In September, nearly two dozen area residents attended a Middleburg Planning Commission meeting to register their objections to a proposed subdivision near town. Now, that opposition is fast approaching 1,000.
On Sept. 23, the commission voted to deny developer Andrew Hertneky’s preliminary application for a proposed 38-home subdivision called Banbury Cross Reserve. Because a majority of the proposed lots sit within the town’s extraterritorial subdivision control area, Virginia law requires the developer to obtain town approval on its initial plans.
In addition to the formal vote to deny those plans—which was taken on the basis that the application was lacking essential information—23 residents also expressed opposition to the development. Weeks later, area residents near the property posted an online petition opposing the subdivision. It has since gathered close to 800 signatures, with an overall goal of 1,000.

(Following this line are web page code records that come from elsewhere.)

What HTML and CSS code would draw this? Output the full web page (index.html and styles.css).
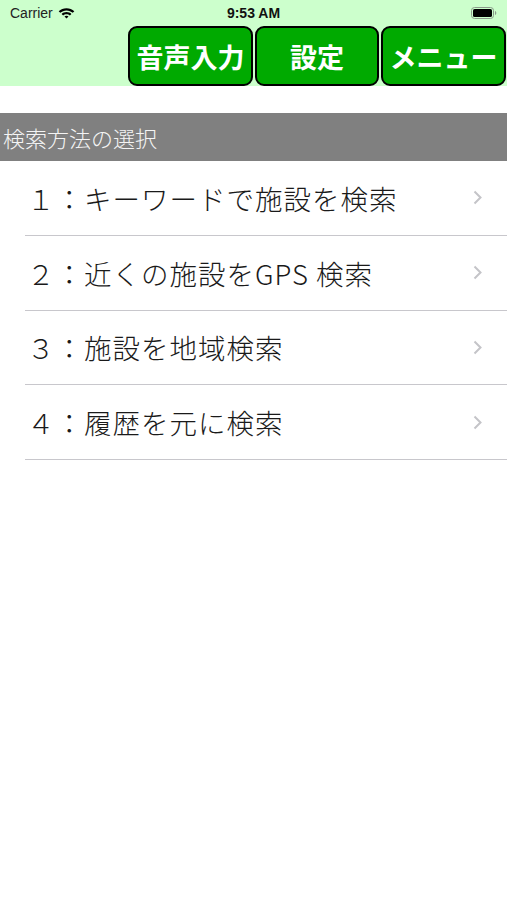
FILE: index.html
```html
<!DOCTYPE html>
<html>
<head>
    <title>検索方法の選択</title>
    <meta charset="utf-8">
    <link rel="stylesheet" href="styles.css">
</head>
<body>
    <div class="top">
        <div class="status-bar">
            <div class="carrier">
                Carrier
                <svg class="wifi" width="17" height="12" viewBox="0 0 17 12">
                    <path d="M8.5 1.2c3 0 5.7 1.1 7.8 3l-1.5 1.6c-1.7-1.5-3.9-2.4-6.3-2.4S3.9 4.3 2.2 5.8L.7 4.2c2.1-1.9 4.8-3 7.8-3z" fill="#000"/>
                    <path d="M8.5 5c1.9 0 3.6.7 4.9 1.9l-1.5 1.6c-.9-.8-2.1-1.3-3.4-1.3s-2.5.5-3.4 1.3L3.6 6.9C4.9 5.7 6.6 5 8.5 5z" fill="#000"/>
                    <path d="M8.5 8.7c.8 0 1.5.3 2 .8L8.5 11.6 6.5 9.5c.5-.5 1.2-.8 2-.8z" fill="#000"/>
                </svg>
            </div>
            <div class="time">9:53 AM</div>
            <div class="battery">
                <svg width="26" height="12" viewBox="0 0 26 12">
                    <rect x="0.5" y="0.5" width="22" height="11" rx="3" fill="none" stroke="#8a9a8a"/>
                    <rect x="2" y="2" width="19" height="8" rx="1.6" fill="#000"/>
                    <path d="M24 4v4c.8-.3 1.3-1.1 1.3-2S24.8 4.3 24 4z" fill="#8a9a8a"/>
                </svg>
            </div>
        </div>
        <div class="nav-buttons">
            <button type="button" class="nav-btn">音声入力</button>
            <button type="button" class="nav-btn">設定</button>
            <button type="button" class="nav-btn">メニュー</button>
        </div>
    </div>

    <div class="section-header">検索方法の選択</div>

    <ul class="menu-list">
        <li class="menu-item">
            <span class="item-label">１：キーワードで施設を検索</span>
            <svg class="chevron" width="9" height="15" viewBox="0 0 9 15"><path d="M1.5 1.5l6 6-6 6" fill="none" stroke="#c4c4c8" stroke-width="2"/></svg>
        </li>
        <li class="menu-item">
            <span class="item-label">２：近くの施設をGPS 検索</span>
            <svg class="chevron" width="9" height="15" viewBox="0 0 9 15"><path d="M1.5 1.5l6 6-6 6" fill="none" stroke="#c4c4c8" stroke-width="2"/></svg>
        </li>
        <li class="menu-item">
            <span class="item-label">３：施設を地域検索</span>
            <svg class="chevron" width="9" height="15" viewBox="0 0 9 15"><path d="M1.5 1.5l6 6-6 6" fill="none" stroke="#c4c4c8" stroke-width="2"/></svg>
        </li>
        <li class="menu-item">
            <span class="item-label">４：履歴を元に検索</span>
            <svg class="chevron" width="9" height="15" viewBox="0 0 9 15"><path d="M1.5 1.5l6 6-6 6" fill="none" stroke="#c4c4c8" stroke-width="2"/></svg>
        </li>
    </ul>
</body>
</html>
```

FILE: styles.css
```css
body {
    margin: 0;
    width: 507px;
    min-height: 900px;
    background-color: #ffffff;
    font-family: "Noto Sans CJK JP", "Noto Sans", sans-serif;
    color: #111111;
}

.top {
    background-color: #ccffcc;
    height: 86px;
    display: flex;
    flex-direction: column;
}

.status-bar {
    height: 26px;
    display: flex;
    align-items: center;
    justify-content: space-between;
    padding: 0 10px;
    font-family: "Liberation Sans", Arial, sans-serif;
    font-size: 14px;
    position: relative;
}

.carrier {
    display: flex;
    align-items: center;
    gap: 5px;
    color: #222;
}

.time {
    position: absolute;
    left: 0;
    right: 0;
    text-align: center;
    font-weight: bold;
    pointer-events: none;
}

.battery {
    display: flex;
    align-items: center;
}

.nav-buttons {
    display: flex;
    justify-content: flex-end;
    gap: 2px;
    padding-right: 1px;
}

.nav-btn {
    width: 125px;
    height: 60px;
    box-sizing: border-box;
    background-color: #00aa00;
    border: 2px solid #000000;
    border-radius: 9px;
    color: #ffffff;
    font-family: "Noto Sans CJK JP", sans-serif;
    font-size: 27px;
    font-weight: bold;
    padding: 0;
    white-space: nowrap;
}

.nav-btn:nth-child(2) {
    width: 124px;
}

.section-header {
    margin-top: 27px;
    height: 48px;
    background-color: #808080;
    color: #f4f4f4;
    font-size: 22px;
    font-weight: 300;
    display: flex;
    align-items: center;
    padding-left: 3px;
}

.menu-list {
    list-style: none;
    margin: 0;
    padding: 0 0 0 25px;
}

.menu-item {
    height: 74.75px;
    box-sizing: border-box;
    border-bottom: 1px solid #c8c7cc;
    display: flex;
    align-items: center;
    justify-content: space-between;
    padding: 0 25px 0 2px;
}

.item-label {
    font-size: 27.5px;
    font-weight: 300;
    letter-spacing: 1px;
    color: #1a1a1a;
}

.chevron {
    flex-shrink: 0;
}
```
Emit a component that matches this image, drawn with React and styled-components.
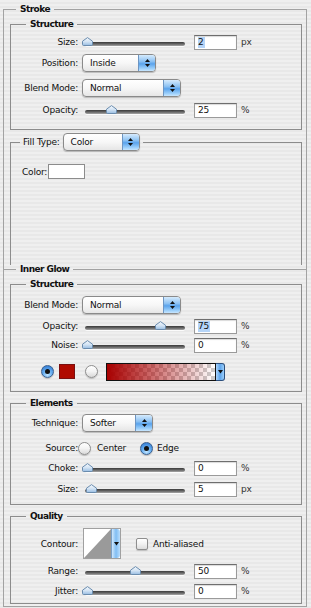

The subdivision is governed by the county’s Agricultural Rural 2 zoning district, which allows developers to design clustered subdivisions at a density of one lot per 15 acres. Mayor Bridge Littleton said that, although the county’s clustering rules also require at least 70 percent of the land to be set aside for large rural economy lots or common open space, the “cluster” provision still encourages the destruction of open space and farmland. “It’s a fundamental flaw that’s got to be fixed,” he said.
A similar situation has recently unfolded in the village of St. Louis where developer Jack Andrews has proposed a 30-home by-right subdivision that has upset many residents who have cited potential adverse effects on the village’s water levels if Andrews drills 27 wells there.
During community input meetings in September and October, County Chairwoman Phyllis J. Randall (D-At Large) stressed to residents that the county does need to rework its regulations on rural by-right developments.
In the county’s Agricultural Rural 1 zoning district, the cluster subdivision option allows for even greater density, at one lot per five acres. Combined, both Agricultural Rural zoning districts make up the majority of the county’s Rural Policy Area, which accounts for about 230,000 acres, or 67 percent, of the county’s total land area.
According to the Loudoun County 2019 General Plan, 5,653 residential units were built in the Rural Policy Area between 2000 and 2016.
Using projections based on conditions as of July 1, 2016, 91,000 acres of undeveloped land in the rural area could be divided into 11,643 residential lots under the current zoning rules. The county projects 7,500 residential units to be developed in the rural west from 2016 to 2040, with about 4,000 more to be developed after 2040.
With those numbers in mind, Littleton said something needs to be done to correct the “broken approach” to the county’s cluster subdivision provisions. He said the county needs to update how clustering is done in a way that preserves and maintains the rural character of western Loudoun while protecting all landowners’ property rights.
When asked what the county could do to tighten cluster subdivision regulations, Littleton pointed to a document that the Coalition of Loudoun Towns—a non-legislative group comprised of Loudoun’s seven mayors—presented to the Board of Supervisors during its deliberations on the new comprehensive plan earlier this year.
In that document, entitled “The Loudoun Way,” the coalition urged the board to commit to a zero net loss of farmland policy, by implementing incentives “to put more land into productivity, to make land available to young farmers and to support creation of incubator farms to serve as training grounds for the next generation of farmers.”
According to the document, Loudoun’s farmland has diminished at a rate of 10 percent, or more than 20 square miles, in the last seven years—a rate that, according to the coalition, foreshadows “a rapid descent toward extinction of a true farming community in Loudoun.”
More relevant to Middleburg, Littleton said his first priority when working with the new Board of Supervisors beginning Jan. 1 is to ensure that it follows through with a preservation commitment the current board approved in the 2019 General Plan.
That commitment establishes a greenbelt around Middleburg to “clearly distinguish” it from the surrounding rural, undeveloped countryside and to protect the rural appearance of roadways leading into town. Littleton said that could be upheld by implementing Transfer or Purchase of Development Rights programs, conservation easements or other programs.
As for Banbury Cross Reserve, the county staff, which has the final approval authority for the subdivision, is awaiting a revised application from Hertneky that addresses town, county and VDOT comments.